[Start]

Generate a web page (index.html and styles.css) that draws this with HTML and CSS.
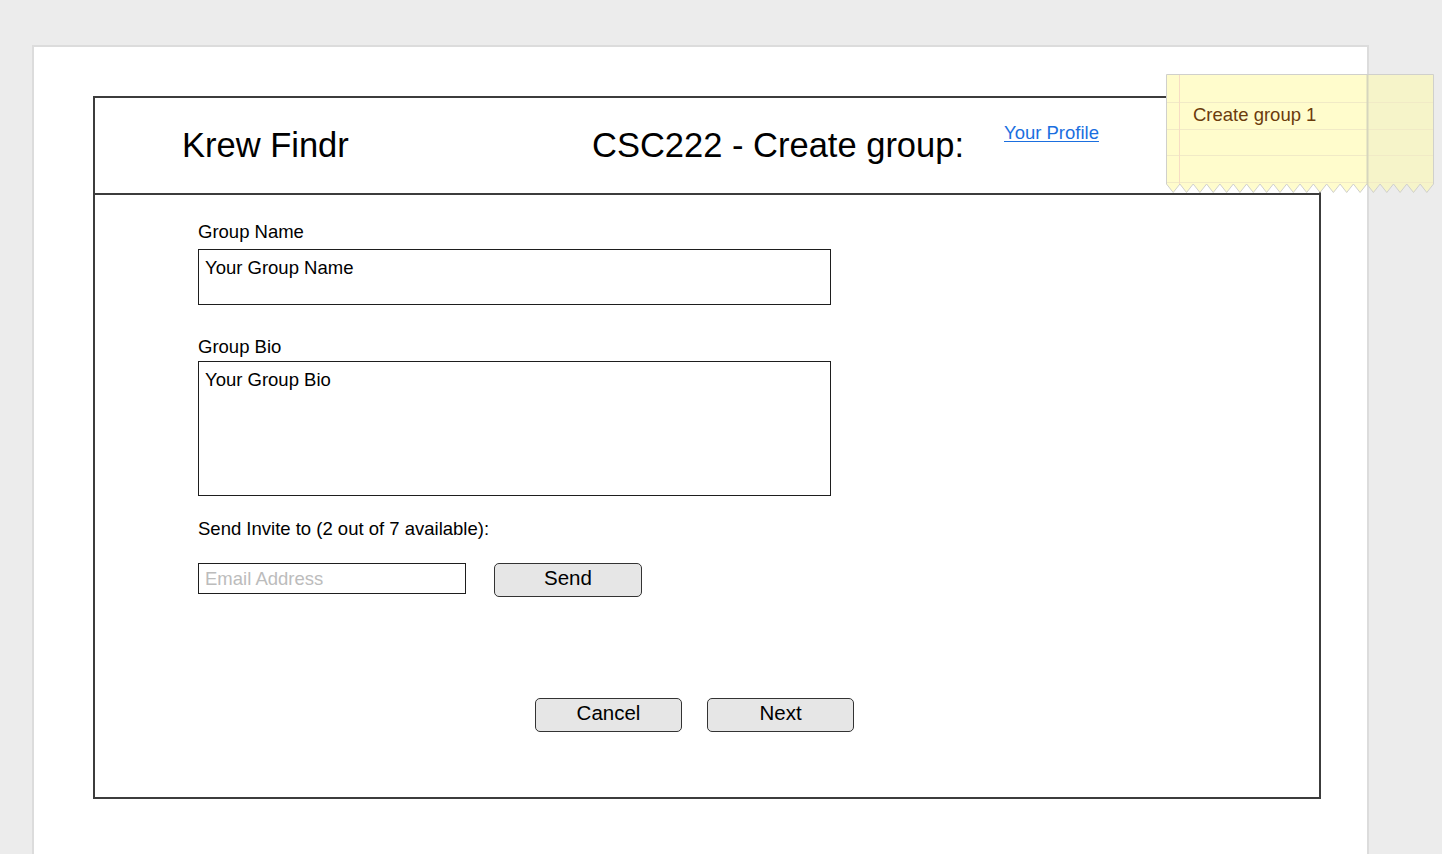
FILE: index.html
```html
<!DOCTYPE html>
<html lang="en">
<head>
<meta charset="utf-8">
<title>Krew Findr - Create group</title>
<link rel="stylesheet" href="styles.css">
</head>
<body>
<div class="page">
  <div class="frame">
    <header class="header">
      <div class="brand">Krew Findr</div>
      <div class="title">CSC222 - Create group:</div>
      <a class="profile" href="#">Your Profile</a>
    </header>
    <main class="content">
      <label class="label first">Group Name</label>
      <div class="field name">Your Group Name</div>
      <label class="label bio-label">Group Bio</label>
      <div class="field bio">Your Group Bio</div>
      <div class="label invite-label">Send Invite to (2 out of 7 available):</div>
      <div class="invite-row">
        <div class="email">Email Address</div>
        <button class="btn send">Send</button>
      </div>
      <div class="actions">
        <button class="btn">Cancel</button>
        <button class="btn">Next</button>
      </div>
    </main>
  </div>
</div>
<div class="sticky">
  <svg class="sticky-bg" width="268" height="120" viewBox="0 0 268 120">
    <defs>
      <clipPath id="note">
        <polygon points="0.5,0.5 267.5,0.5 267.5,110 260.8,118.5 254.2,110 247.5,118.5 240.8,110 234.1,118.5 227.5,110 220.8,118.5 214.1,110 207.4,118.5 200.8,110 194.1,118.5 187.4,110 180.7,118.5 174.1,110 167.4,118.5 160.7,110 154,118.5 147.4,110 140.7,118.5 134,110 127.3,118.5 120.7,110 114,118.5 107.3,110 100.6,118.5 94,110 87.3,118.5 80.6,110 73.9,118.5 67.3,110 60.6,118.5 53.9,110 47.2,118.5 40.6,110 33.9,118.5 27.2,110 20.5,118.5 13.9,110 7.2,118.5 0.5,110"/>
      </clipPath>
    </defs>
    <g clip-path="url(#note)">
      <rect x="0" y="0" width="202" height="120" fill="#fffccc"/>
      <rect x="202" y="0" width="66" height="120" fill="#f6f4c9"/>
      <line x1="0" y1="28.5" x2="268" y2="28.5" stroke="#f1eac6" stroke-width="1"/>
      <line x1="0" y1="55.5" x2="268" y2="55.5" stroke="#f1eac6" stroke-width="1"/>
      <line x1="0" y1="81.5" x2="268" y2="81.5" stroke="#f1eac6" stroke-width="1"/>
      <line x1="0" y1="108.5" x2="268" y2="108.5" stroke="#f1eac6" stroke-width="1"/>
      <line x1="13.5" y1="0" x2="13.5" y2="120" stroke="#f7dcc4" stroke-width="1"/>
      <line x1="201.5" y1="0" x2="201.5" y2="120" stroke="#d6d5bd" stroke-width="2"/>
    </g>
    <polygon fill="none" stroke="#d0d0cc" stroke-width="1" points="0.5,0.5 267.5,0.5 267.5,110 260.8,118.5 254.2,110 247.5,118.5 240.8,110 234.1,118.5 227.5,110 220.8,118.5 214.1,110 207.4,118.5 200.8,110 194.1,118.5 187.4,110 180.7,118.5 174.1,110 167.4,118.5 160.7,110 154,118.5 147.4,110 140.7,118.5 134,110 127.3,118.5 120.7,110 114,118.5 107.3,110 100.6,118.5 94,110 87.3,118.5 80.6,110 73.9,118.5 67.3,110 60.6,118.5 53.9,110 47.2,118.5 40.6,110 33.9,118.5 27.2,110 20.5,118.5 13.9,110 7.2,118.5 0.5,110"/>
  </svg>
  <span class="sticky-text">Create group 1</span>
</div>
</body>
</html>
```

FILE: styles.css
```css
html, body {
  margin: 0;
  padding: 0;
}

body {
  background: #ececec;
  font-family: "Liberation Sans", Arial, Helvetica, sans-serif;
  color: #000;
  height: 854px;
  overflow: hidden;
}

.page {
  margin: 45px 0 0 32px;
  width: 1337px;
  height: 809px;
  background: #fff;
  border: 2px solid #dcdcdc;
  border-bottom: none;
  padding: 49px 0 0 59px;
  box-sizing: border-box;
}

.frame {
  width: 1228px;
  box-sizing: border-box;
  border: 2px solid #3c3c3c;
}

.header {
  display: flex;
  align-items: flex-start;
  height: 97px;
  box-sizing: border-box;
  padding: 27px 0 0 87px;
  border-bottom: 2px solid #3c3c3c;
}

.brand {
  width: 410px;
  font-size: 34.5px;
  line-height: 40px;
}

.title {
  width: 412px;
  font-size: 34.5px;
  line-height: 40px;
}

.profile {
  margin-top: -3px;
  font-size: 18.5px;
  line-height: 22px;
  color: #1b6fdf;
  text-decoration: underline;
  text-underline-offset: 2px;
}

.content {
  display: flex;
  flex-direction: column;
  align-items: flex-start;
  padding: 26px 0 65px 103px;
}

.label {
  font-size: 18.5px;
  line-height: 22px;
}

.field {
  width: 633px;
  box-sizing: border-box;
  border: 1px solid #1e1e1e;
  padding: 7px 0 0 6px;
  font-size: 18.5px;
  line-height: 22px;
}

.name {
  margin-top: 6px;
  height: 56px;
}

.bio-label {
  margin-top: 31px;
}

.bio {
  margin-top: 3px;
  height: 135px;
}

.invite-label {
  margin-top: 22px;
}

.invite-row {
  margin-top: 23px;
  display: flex;
  align-items: flex-start;
  gap: 28px;
}

.email {
  width: 268px;
  height: 31px;
  box-sizing: border-box;
  border: 1px solid #1e1e1e;
  padding: 0 0 0 6px;
  font-size: 18.5px;
  line-height: 29px;
  color: #bcbcbc;
}

.btn {
  display: flex;
  align-items: flex-start;
  justify-content: center;
  width: 148px;
  height: 34px;
  box-sizing: border-box;
  border: 1px solid #333;
  border-radius: 5px;
  background: #e6e6e6;
  font-family: "Liberation Sans", Arial, Helvetica, sans-serif;
  font-size: 20.5px;
  line-height: 24px;
  color: #000;
  padding: 2px 0 0;
  margin: 0;
}

.actions {
  margin: 101px 0 0 337px;
  display: flex;
  gap: 25px;
}

.actions .btn {
  width: 147px;
}

.sticky {
  position: absolute;
  left: 1166px;
  top: 74px;
  width: 268px;
  height: 120px;
}

.sticky-bg {
  position: absolute;
  left: 0;
  top: 0;
  display: block;
}

.sticky-text {
  position: relative;
  display: block;
  padding: 30px 0 0 27px;
  font-size: 18.5px;
  line-height: 22px;
  color: #6b3b0c;
}
```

[End]

WRITTEN INSTRUCTION:
Extract each line from the listing that holds the word "page".

WRITTEN RESPONSE:
Generate a web page (index.html and styles.css) that draws this with HTML and CSS.
<div class="page">
.page {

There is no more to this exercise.